What to produce.
State the number of lines that hold the string "single", with nothing added.

Available data.
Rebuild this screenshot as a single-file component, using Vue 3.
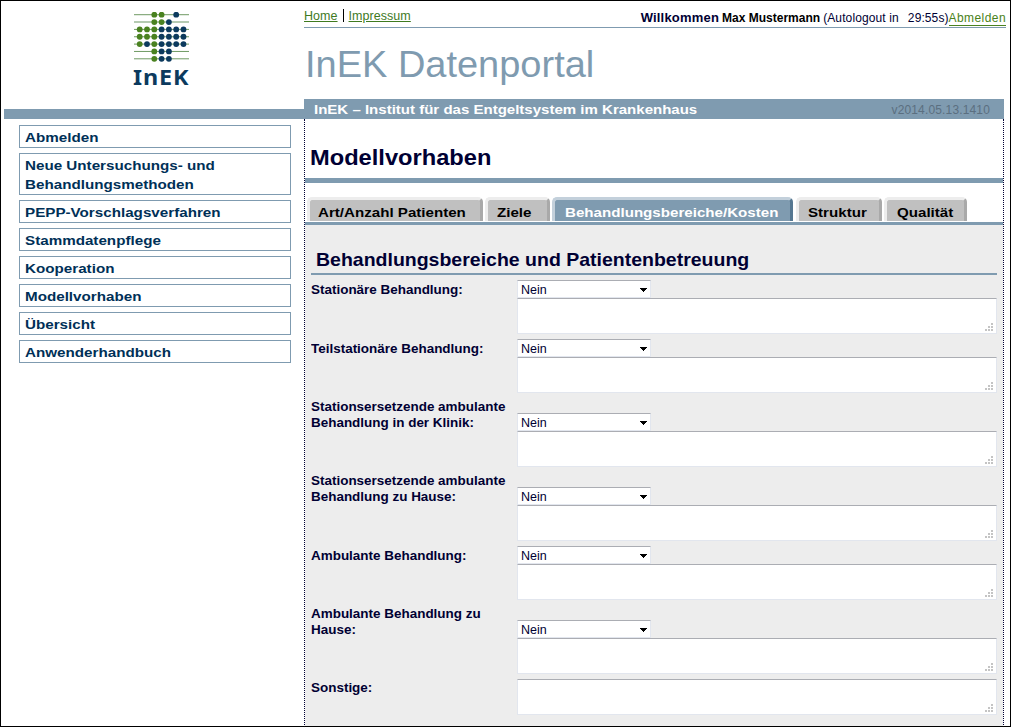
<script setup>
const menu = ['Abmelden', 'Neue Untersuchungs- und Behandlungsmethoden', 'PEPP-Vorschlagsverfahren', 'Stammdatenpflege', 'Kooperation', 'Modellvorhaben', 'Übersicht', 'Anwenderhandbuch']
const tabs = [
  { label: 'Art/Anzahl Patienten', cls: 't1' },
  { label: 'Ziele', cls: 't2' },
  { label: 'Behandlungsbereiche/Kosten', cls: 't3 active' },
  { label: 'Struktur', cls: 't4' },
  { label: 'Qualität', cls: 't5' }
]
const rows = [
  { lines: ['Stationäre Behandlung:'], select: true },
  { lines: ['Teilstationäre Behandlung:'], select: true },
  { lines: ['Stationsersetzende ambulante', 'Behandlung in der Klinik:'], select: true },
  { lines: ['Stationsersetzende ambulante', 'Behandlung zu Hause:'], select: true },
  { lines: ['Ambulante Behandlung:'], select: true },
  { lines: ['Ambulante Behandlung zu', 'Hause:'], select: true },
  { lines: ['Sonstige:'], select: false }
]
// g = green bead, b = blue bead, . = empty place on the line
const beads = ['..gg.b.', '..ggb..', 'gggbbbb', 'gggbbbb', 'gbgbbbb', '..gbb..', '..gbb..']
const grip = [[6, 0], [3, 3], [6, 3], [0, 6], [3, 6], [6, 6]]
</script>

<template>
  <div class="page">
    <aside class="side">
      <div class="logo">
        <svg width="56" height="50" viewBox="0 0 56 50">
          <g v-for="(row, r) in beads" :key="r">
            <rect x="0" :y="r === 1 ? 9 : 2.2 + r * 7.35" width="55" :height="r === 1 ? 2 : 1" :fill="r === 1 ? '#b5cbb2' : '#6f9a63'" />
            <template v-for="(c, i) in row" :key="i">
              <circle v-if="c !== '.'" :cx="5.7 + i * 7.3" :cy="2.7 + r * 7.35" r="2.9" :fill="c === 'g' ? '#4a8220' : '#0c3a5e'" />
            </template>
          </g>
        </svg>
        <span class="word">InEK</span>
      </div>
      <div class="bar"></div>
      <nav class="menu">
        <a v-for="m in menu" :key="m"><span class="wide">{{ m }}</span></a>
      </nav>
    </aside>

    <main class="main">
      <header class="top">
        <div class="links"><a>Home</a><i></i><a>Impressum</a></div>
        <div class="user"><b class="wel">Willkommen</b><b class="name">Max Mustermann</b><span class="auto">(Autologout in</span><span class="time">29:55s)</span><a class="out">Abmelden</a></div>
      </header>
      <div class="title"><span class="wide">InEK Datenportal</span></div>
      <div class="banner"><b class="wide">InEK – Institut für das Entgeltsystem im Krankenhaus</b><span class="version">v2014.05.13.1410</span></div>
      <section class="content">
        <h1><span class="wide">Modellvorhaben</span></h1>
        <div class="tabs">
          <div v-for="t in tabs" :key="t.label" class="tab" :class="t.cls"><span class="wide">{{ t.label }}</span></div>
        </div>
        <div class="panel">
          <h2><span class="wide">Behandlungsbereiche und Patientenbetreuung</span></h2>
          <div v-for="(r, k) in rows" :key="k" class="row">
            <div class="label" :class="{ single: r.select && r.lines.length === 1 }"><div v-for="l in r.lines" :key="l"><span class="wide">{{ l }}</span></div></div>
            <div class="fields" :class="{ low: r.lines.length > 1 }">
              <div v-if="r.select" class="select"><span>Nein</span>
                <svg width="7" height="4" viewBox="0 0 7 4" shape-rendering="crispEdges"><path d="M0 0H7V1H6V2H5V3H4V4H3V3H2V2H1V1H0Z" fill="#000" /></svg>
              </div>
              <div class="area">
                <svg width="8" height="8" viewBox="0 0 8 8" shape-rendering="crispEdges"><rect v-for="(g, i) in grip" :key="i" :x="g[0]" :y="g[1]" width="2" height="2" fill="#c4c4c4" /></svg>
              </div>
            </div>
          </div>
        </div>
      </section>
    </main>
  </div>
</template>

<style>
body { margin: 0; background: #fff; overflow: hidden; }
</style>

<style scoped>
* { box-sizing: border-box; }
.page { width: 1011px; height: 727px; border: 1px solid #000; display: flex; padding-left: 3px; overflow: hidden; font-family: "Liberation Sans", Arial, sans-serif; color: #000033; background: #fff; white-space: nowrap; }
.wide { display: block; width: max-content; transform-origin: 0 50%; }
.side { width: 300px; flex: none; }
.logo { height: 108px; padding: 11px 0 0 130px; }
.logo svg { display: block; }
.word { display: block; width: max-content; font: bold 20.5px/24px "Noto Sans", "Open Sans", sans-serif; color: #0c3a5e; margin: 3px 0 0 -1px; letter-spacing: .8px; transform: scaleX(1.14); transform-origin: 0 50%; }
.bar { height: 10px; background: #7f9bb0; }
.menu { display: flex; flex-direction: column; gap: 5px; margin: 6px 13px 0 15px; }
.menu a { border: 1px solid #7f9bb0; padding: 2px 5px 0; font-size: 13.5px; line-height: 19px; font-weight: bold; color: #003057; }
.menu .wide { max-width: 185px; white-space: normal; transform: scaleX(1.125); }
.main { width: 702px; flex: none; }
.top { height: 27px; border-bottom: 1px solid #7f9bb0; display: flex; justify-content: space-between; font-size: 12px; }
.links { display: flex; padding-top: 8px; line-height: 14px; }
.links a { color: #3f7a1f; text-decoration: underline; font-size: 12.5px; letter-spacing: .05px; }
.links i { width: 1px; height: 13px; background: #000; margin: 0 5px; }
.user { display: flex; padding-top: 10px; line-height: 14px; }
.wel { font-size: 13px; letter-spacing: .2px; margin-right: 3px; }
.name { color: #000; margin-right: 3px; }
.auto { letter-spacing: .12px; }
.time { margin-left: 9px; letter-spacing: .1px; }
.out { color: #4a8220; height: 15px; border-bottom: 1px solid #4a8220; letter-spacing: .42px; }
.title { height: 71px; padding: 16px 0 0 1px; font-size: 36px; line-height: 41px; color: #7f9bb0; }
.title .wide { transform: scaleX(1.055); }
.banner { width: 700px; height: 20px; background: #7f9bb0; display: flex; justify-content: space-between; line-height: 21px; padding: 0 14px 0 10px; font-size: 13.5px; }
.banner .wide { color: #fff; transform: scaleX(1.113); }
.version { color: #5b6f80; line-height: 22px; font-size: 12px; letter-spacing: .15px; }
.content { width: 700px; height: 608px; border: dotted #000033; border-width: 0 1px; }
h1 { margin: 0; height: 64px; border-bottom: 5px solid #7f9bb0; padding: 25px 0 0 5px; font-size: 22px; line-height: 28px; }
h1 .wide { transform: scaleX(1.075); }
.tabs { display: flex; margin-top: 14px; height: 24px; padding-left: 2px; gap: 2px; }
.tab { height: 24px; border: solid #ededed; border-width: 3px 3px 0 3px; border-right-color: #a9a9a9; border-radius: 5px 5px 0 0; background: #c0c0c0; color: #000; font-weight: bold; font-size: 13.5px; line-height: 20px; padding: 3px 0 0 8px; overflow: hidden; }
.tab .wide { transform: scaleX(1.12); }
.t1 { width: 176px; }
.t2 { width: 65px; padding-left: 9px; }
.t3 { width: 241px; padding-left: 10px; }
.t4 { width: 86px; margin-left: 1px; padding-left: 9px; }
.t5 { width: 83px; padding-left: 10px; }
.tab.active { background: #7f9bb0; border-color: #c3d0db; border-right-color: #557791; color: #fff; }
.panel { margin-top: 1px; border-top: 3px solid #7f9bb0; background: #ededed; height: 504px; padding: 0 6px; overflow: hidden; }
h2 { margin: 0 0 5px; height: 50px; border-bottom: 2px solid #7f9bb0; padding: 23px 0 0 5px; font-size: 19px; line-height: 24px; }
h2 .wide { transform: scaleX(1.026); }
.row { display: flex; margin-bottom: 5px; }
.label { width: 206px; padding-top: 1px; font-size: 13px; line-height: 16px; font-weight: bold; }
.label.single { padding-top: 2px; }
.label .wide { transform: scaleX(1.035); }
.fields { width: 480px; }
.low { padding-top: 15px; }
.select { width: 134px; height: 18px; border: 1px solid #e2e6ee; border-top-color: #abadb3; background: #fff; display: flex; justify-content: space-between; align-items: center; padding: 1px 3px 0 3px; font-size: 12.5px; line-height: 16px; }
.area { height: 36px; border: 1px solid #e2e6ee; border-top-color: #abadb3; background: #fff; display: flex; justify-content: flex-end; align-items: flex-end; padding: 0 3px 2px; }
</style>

Reply.
3